The second research article aimed at characterizing the effects of co-exposures to BPA and hops extracts on adult rat behavioural responses following exposures during adolescence (Morin et al.). This study contributes to evidence that BPA disrupts social behaviors (Patisaul and Belcher, 2017), but provides new evidence for the sensitivity of the pubertal period. Recent work aims to identify impactful ways to counteract BPA toxicity through incorporation of nutraceuticals in the diet. Results obtained suggest that BPA- and hops-exposed rats differed in metrics of anxiety, providing preliminary evidence that hops extracts might counteract BPA neurotoxicity.
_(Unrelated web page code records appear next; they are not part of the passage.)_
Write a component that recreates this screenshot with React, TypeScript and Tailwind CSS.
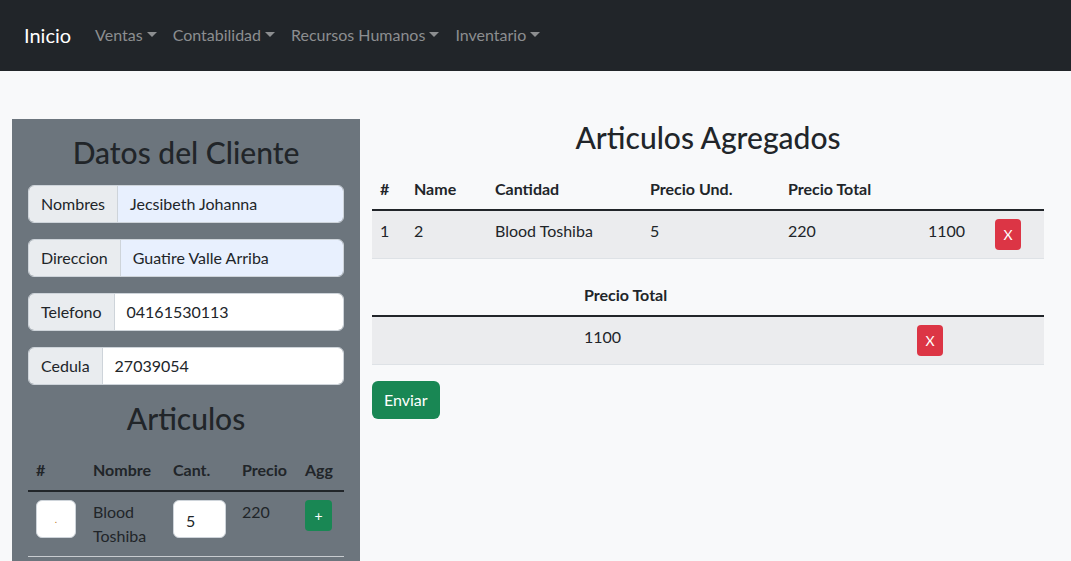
import React from "react";

const font = { fontFamily: "Lato, 'Noto Sans', sans-serif" };

function Caret() {
  return (
    <span className="ml-[4px] inline-block align-[3px] border-x-[5px] border-t-[5px] border-x-transparent border-t-current" />
  );
}

function NavItem({ label }: { label: string }) {
  return (
    <a className="px-2 text-[16px] text-[#8c8e90] flex items-center">
      {label}
      <Caret />
    </a>
  );
}

function InputGroup({
  label,
  value,
  autofill,
}: {
  label: string;
  value: string;
  autofill?: boolean;
}) {
  return (
    <div className="flex h-[38px] mb-4 rounded-[6px] border border-[#ced4da] overflow-hidden">
      <span className="flex items-center px-3 bg-[#e9ecef] border-r border-[#ced4da] text-[#212529] text-[16px]">
        {label}
      </span>
      <span
        className={`flex-1 flex items-center px-3 text-[16px] text-[#212529] ${
          autofill ? "bg-[#e8f0fe]" : "bg-white"
        }`}
      >
        {value}
      </span>
    </div>
  );
}

function XButton() {
  return (
    <span className="inline-flex items-center justify-center w-[26px] h-[31px] rounded-[4px] bg-[#dc3545] text-white text-[14px]">
      X
    </span>
  );
}

export default function App() {
  return (
    <div style={font} className="min-h-screen bg-[#f8f9fa] text-[#212529] leading-6">
      {/* Navbar */}
      <nav className="h-[71px] bg-[#212529] flex items-center px-6 pb-[2px]">
        <span className="text-white text-[20px] mr-4">Inicio</span>
        <div className="flex items-center">
          <NavItem label="Ventas" />
          <NavItem label="Contabilidad" />
          <NavItem label="Recursos Humanos" />
          <NavItem label="Inventario" />
        </div>
      </nav>

      <div className="flex gap-3 px-3 pt-[48px]">
        {/* Left panel */}
        <div className="w-[348px] bg-[#6c757d] px-4 pt-[15px]">
          <h2 className="text-center text-[30px] leading-[37px] font-medium mb-[14px]">
            Datos del Cliente
          </h2>
          <InputGroup label="Nombres" value="Jecsibeth Johanna" autofill />
          <InputGroup label="Direccion" value="Guatire Valle Arriba" autofill />
          <InputGroup label="Telefono" value="04161530113" />
          <InputGroup label="Cedula" value="27039054" />
          <h2 className="text-center text-[30px] leading-[37px] font-medium mt-[-1px] mb-[13px]">
            Articulos
          </h2>
          <table className="w-full text-[16px] border-collapse">
            <thead>
              <tr className="border-b-2 border-[#212529]">
                <th className="text-left font-bold px-2 py-2 w-[57px]">#</th>
                <th className="text-left font-bold px-2 py-2 w-[80px]">Nombre</th>
                <th className="text-left font-bold px-2 py-2 w-[69px]">Cant.</th>
                <th className="text-left font-bold px-2 py-2 w-[63px]">Precio</th>
                <th className="text-left font-bold px-2 py-2">Agg</th>
              </tr>
            </thead>
            <tbody>
              <tr className="border-b border-[#c8ccd0] align-top">
                <td className="px-2 py-2">
                  <div className="w-[40px] h-[38px] bg-white rounded-[6px] border border-[#ced4da] flex items-center justify-center text-[10px] text-[#c07a30]">
                    .
                  </div>
                </td>
                <td className="px-2 py-2 leading-[24px]">
                  Blood
                  <br />
                  Toshiba
                </td>
                <td className="px-2 py-2">
                  <div className="w-[53px] h-[38px] bg-white rounded-[6px] border border-[#ced4da] flex items-center px-3 pt-[4px]">
                    5
                  </div>
                </td>
                <td className="px-2 py-2 leading-[24px]">220</td>
                <td className="px-2 py-2">
                  <span className="inline-flex items-center justify-center w-[27px] h-[31px] rounded-[4px] bg-[#198754] text-white text-[14px]">
                    +
                  </span>
                </td>
              </tr>
            </tbody>
          </table>
          <div className="h-[40px]" />
        </div>

        {/* Right side */}
        <div className="w-[672px]">
          <h2 className="text-center text-[30px] leading-[37px] font-medium mb-[13px]">
            Articulos Agregados
          </h2>
          <table className="w-full text-[16px] border-collapse">
            <thead>
              <tr className="border-b-2 border-[#212529]">
                <th className="text-left font-bold px-2 py-2 w-[34px]">#</th>
                <th className="text-left font-bold px-2 py-2 w-[81px]">Name</th>
                <th className="text-left font-bold px-2 py-2 w-[155px]">Cantidad</th>
                <th className="text-left font-bold px-2 py-2 w-[138px]">Precio Und.</th>
                <th className="text-left font-bold px-2 py-2 w-[140px]">Precio Total</th>
                <th className="text-left font-bold px-2 py-2 w-[67px]"></th>
                <th className="text-left font-bold px-2 py-2"></th>
              </tr>
            </thead>
            <tbody>
              <tr className="bg-[#ebecee] border-b border-[#dee2e6] align-top">
                <td className="px-2 py-2">1</td>
                <td className="px-2 py-2">2</td>
                <td className="px-2 py-2">Blood Toshiba</td>
                <td className="px-2 py-2">5</td>
                <td className="px-2 py-2">220</td>
                <td className="px-2 py-2">1100</td>
                <td className="px-2 py-2">
                  <XButton />
                </td>
              </tr>
            </tbody>
          </table>

          <table className="w-full text-[16px] border-collapse mt-4">
            <thead>
              <tr className="border-b-2 border-[#212529]">
                <th className="text-left font-bold px-2 py-2 w-[204px]"></th>
                <th className="text-left font-bold px-2 py-2 w-[333px]">Precio Total</th>
                <th className="text-left font-bold px-2 py-2"></th>
              </tr>
            </thead>
            <tbody>
              <tr className="bg-[#ebecee] border-b border-[#dee2e6] align-top">
                <td className="px-2 py-2"></td>
                <td className="px-2 py-2">1100</td>
                <td className="px-2 py-2">
                  <XButton />
                </td>
              </tr>
            </tbody>
          </table>

          <button className="mt-4 h-[38px] px-3 rounded-[6px] bg-[#198754] text-white text-[16px]">
            Enviar
          </button>
        </div>
      </div>
    </div>
  );
}
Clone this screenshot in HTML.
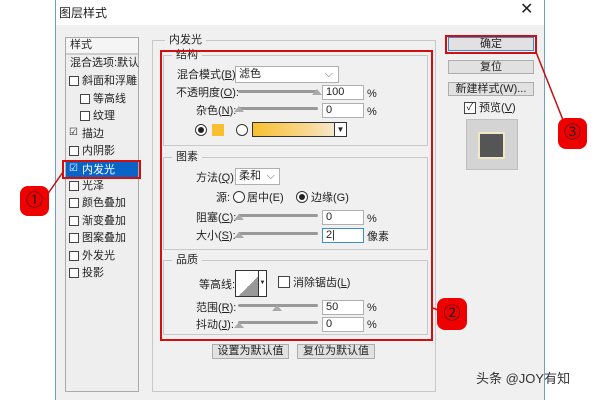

In the first review article, the peer-reviewed literature on the reproductive effects of PFAS was summarized (Chambers et al.). Evidence from human populations suggests that PFAS exposures are associated with effects on fertility, fetal growth, pre-eclampsia and pregnancy-induced hypertension, thyroid hormone levels in pregnant women, and risk of pre-term birth. Importantly, PFAS is a large class of chemicals and most of the evidence accumulated to date comes from studies of PFOA and PFOS; this review also examines the effects of short-chain replacements such as GenX, ADONA, and F53B, which have been detected in the environment but have limited studies from experimental models, and little (or no) evidence from human populations.

The final contribution to this Research Topic examines the evidence that microplastics affect reproductive health, using Caenorhabditis elegans and other non-vertebrate species as models (Kevei et al.). Although there are relatively few studies examining the effects of exposures to plastic particles, there is some evidence that plastic particles decrease growth rates, reduce fertility and/or fecundity, and induce other measures of toxicity. The effects of nano- and microplastics can differ depending on their shape, size and composition, and they may also aggravate the effects of other pollutants.

There is overwhelming evidence, acknowledged by scientific and medical organizations, that EDCs induce harm to humans and wildlife. Effects on reproduction, development and neurobehaviors are well documented and the manuscripts included in this Research Topic add to that growing but convincing body of evidence.